A national internship program, established in 2009, is geared toward those individuals who have completed their junior year in engineering with a discipline, “predominantly civil, but it’s open to all engineering disciplines,” says Denise. There is a paid summer internship and the GCA’s John F. Donohoe Scholarship Fund is offered toward senior year expenses.

“We are very proud to say that ninety-eight percent of our interns and scholarship awardees have later gotten jobs in the industry and stayed in heavy civil,” says Denise, adding that about fifty-five percent of participants are minorities and women.

GCA remains actively engaged providing available resources to its members but, “The role of the GCA has really changed over time,” she says. Twenty-five or thirty years ago, the GCA was essentially a labor relations organization and still has, “a very strong focus on labor relations,” especially now concerning issues related to regulatory and legislative compliance. Today, the association has taken, “a larger role in how the contractors manage their businesses.”

Denise reflects that the reconstruction of the World Trade Centre site was a project that was a challenge for members. “That was a very difficult period of time in New York City’s history. Our members were among the first responders.” These members were working on other projects in the metropolitan area at the time and owned the much-needed heavy equipment. “So we were able to quickly mobilize.”
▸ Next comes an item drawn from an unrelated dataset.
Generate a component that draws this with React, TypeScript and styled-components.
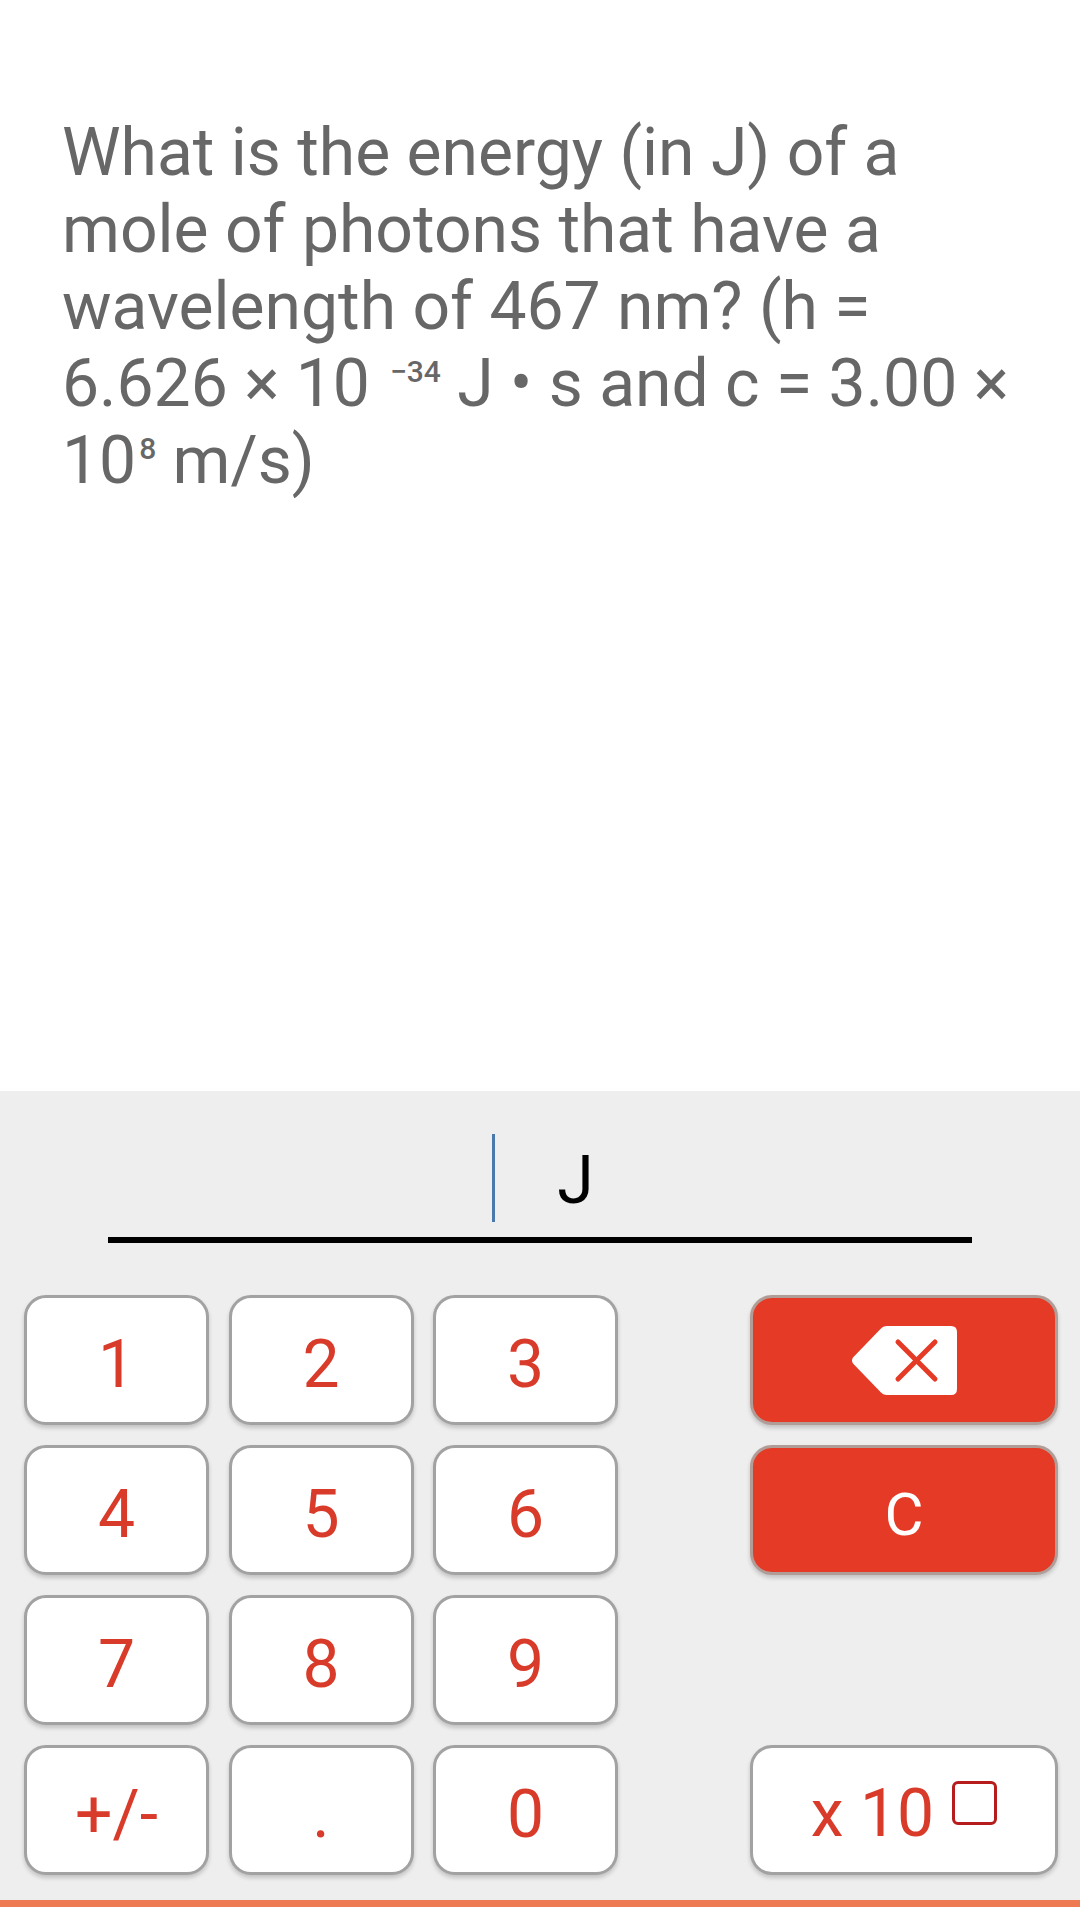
import React from "react";
import styled, { createGlobalStyle } from "styled-components";

const GlobalStyle = createGlobalStyle`
  html, body {
    margin: 0;
    padding: 0;
    background: #ffffff;
  }
  body {
    font-family: Roboto, "Noto Sans", "Liberation Sans", sans-serif;
  }
  * { box-sizing: border-box; }
`;

const Page = styled.div`
  width: 1080px;
  min-height: 1907px;
  display: flex;
  flex-direction: column;
  background: #ffffff;
`;

const QuestionArea = styled.section`
  height: 1091px;
  padding: 114px 58px 0 62px;
  background: #ffffff;
`;

const QuestionText = styled.p`
  margin: 0;
  font-size: 66px;
  line-height: 77px;
  color: #676767;
  font-weight: 400;
`;

const Sup = styled.span<{ $lead?: number }>`
  font-size: 30px;
  font-weight: 500;
  line-height: 1;
  vertical-align: 24px;
  margin-left: ${(p) => p.$lead ?? 4}px;
`;

const Panel = styled.section`
  background: #eeeeee;
  padding: 43px 0 25px;
  display: flex;
  flex-direction: column;
`;

const AnswerRow = styled.div`
  height: 88px;
  display: flex;
  justify-content: center;
  align-items: center;
  gap: 62px;
  padding-left: 6px;
`;

const Caret = styled.span`
  width: 3px;
  height: 88px;
  background: #4a7aad;
`;

const Unit = styled.span`
  font-size: 66px;
  line-height: 66px;
  color: #000000;
  margin-top: 6px;
`;

const Underline = styled.div`
  height: 6px;
  background: #000000;
  margin: 15px 108px 0;
`;

const Keypad = styled.div`
  margin-top: 52px;
  padding: 0 22px 0 24px;
  display: flex;
  justify-content: space-between;
`;

const DigitGrid = styled.div`
  display: grid;
  grid-template-columns: repeat(3, 185px);
  grid-auto-rows: 130px;
  column-gap: 19.5px;
  row-gap: 20px;
`;

const ActionColumn = styled.div`
  width: 308px;
  display: grid;
  grid-template-rows: repeat(4, 130px);
  row-gap: 20px;
`;

const KeyBase = styled.button`
  margin: 0;
  border: 3px solid #a2a2a2;
  border-radius: 22px;
  background: #ffffff;
  box-shadow: 0 3px 4px rgba(0, 0, 0, 0.18);
  font-family: Roboto, "Noto Sans", sans-serif;
  font-size: 66px;
  font-weight: 400;
  color: #d93b2a;
  display: flex;
  align-items: center;
  justify-content: center;
  padding: 8px 0 0;
  cursor: pointer;
`;

const DigitKey = styled(KeyBase)``;

const ActionKey = styled(KeyBase)<{ $row: number; $danger?: boolean }>`
  grid-row: ${(p) => p.$row};
  background: ${(p) => (p.$danger ? "#e53a25" : "#ffffff")};
  border-color: ${(p) => (p.$danger ? "#b09d98" : "#a2a2a2")};
  color: ${(p) => (p.$danger ? "#ffffff" : "#d93b2a")};
`;

const ClearLabel = styled.span`
  font-size: 60px;
`;

const ExpLabel = styled.span`
  display: flex;
  align-items: flex-start;
`;

const ExpText = styled.span`
  line-height: 66px;
`;

const ExpBox = styled.span`
  width: 45px;
  height: 44px;
  border: 3px solid #b71c1c;
  border-radius: 6px;
  margin-left: 18px;
`;

const BottomBar = styled.div`
  height: 7px;
  background: #ee7a52;
`;

const BackspaceIcon = () => (
  <svg width="106" height="69" viewBox="0 0 106 69" style={{ marginTop: -8 }}>
    <path
      d="M36 0 H100 Q106 0 106 6 V63 Q106 69 100 69 H36 Q32 69 29.5 66 L2 37.5 Q0 34.5 2 31.5 L29.5 3 Q32 0 36 0 Z"
      fill="#ffffff"
    />
    <line x1="47" y1="16" x2="84" y2="53" stroke="#e53a25" strokeWidth="5" strokeLinecap="round" />
    <line x1="84" y1="16" x2="47" y2="53" stroke="#e53a25" strokeWidth="5" strokeLinecap="round" />
  </svg>
);

const digits = ["1", "2", "3", "4", "5", "6", "7", "8", "9", "+/-", ".", "0"];

export default function App() {
  return (
    <Page>
      <GlobalStyle />
      <QuestionArea>
        <QuestionText>
          What is the energy (in J) of a mole of photons that have a wavelength of 467 nm? (h = 6.626 × 10
          <Sup $lead={20}>−34</Sup> J • s and c = 3.00 × 10<Sup $lead={3}>8</Sup> m/s)
        </QuestionText>
      </QuestionArea>
      <Panel>
        <AnswerRow>
          <Caret />
          <Unit>J</Unit>
        </AnswerRow>
        <Underline />
        <Keypad>
          <DigitGrid>
            {digits.map((d) => (
              <DigitKey key={d}>{d}</DigitKey>
            ))}
          </DigitGrid>
          <ActionColumn>
            <ActionKey $row={1} $danger aria-label="backspace">
              <BackspaceIcon />
            </ActionKey>
            <ActionKey $row={2} $danger>
              <ClearLabel>C</ClearLabel>
            </ActionKey>
            <ActionKey $row={4}>
              <ExpLabel>
                <ExpText>x 10</ExpText>
                <ExpBox />
              </ExpLabel>
            </ActionKey>
          </ActionColumn>
        </Keypad>
      </Panel>
      <BottomBar />
    </Page>
  );
}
GCA members worked as volunteers on the rescue and recovery operations and later as contractors for the cleanup, a grueling task with which none were prepared to cope. “That was a very, very hard time for all of us,” says Denise. “The World Trade Centre site basically got built by us in many forms as we cleared the site, constructed the temporary stations, the new station and did all the building foundations.” These members also had to carry out the construction project in a confined site during a time that, “we needed to keep the city moving and keep lower Manhattan functioning.”

This specific project had the “logistical challenge of construction, the very real technical challenges engineering-wise that we faced at the site, as well as the emotional aspect of it that will never go away for anybody who works down there.”

Other notable projects were the on-time opening of the first phase of the Second Avenue subway in January 2017. The long-awaited project helps reduce commute times and overcrowding. Also, the city’s third water tunnel was completed; the first was constructed in 1917 and the second in 1937. Denise adds that GCA’s members have worked on, “a number of other very complex and challenging construction projects.”

Denise hopes her members are seen as, “a thoughtful voice in the infrastructure public policy debate. I think that is the future role for the association.”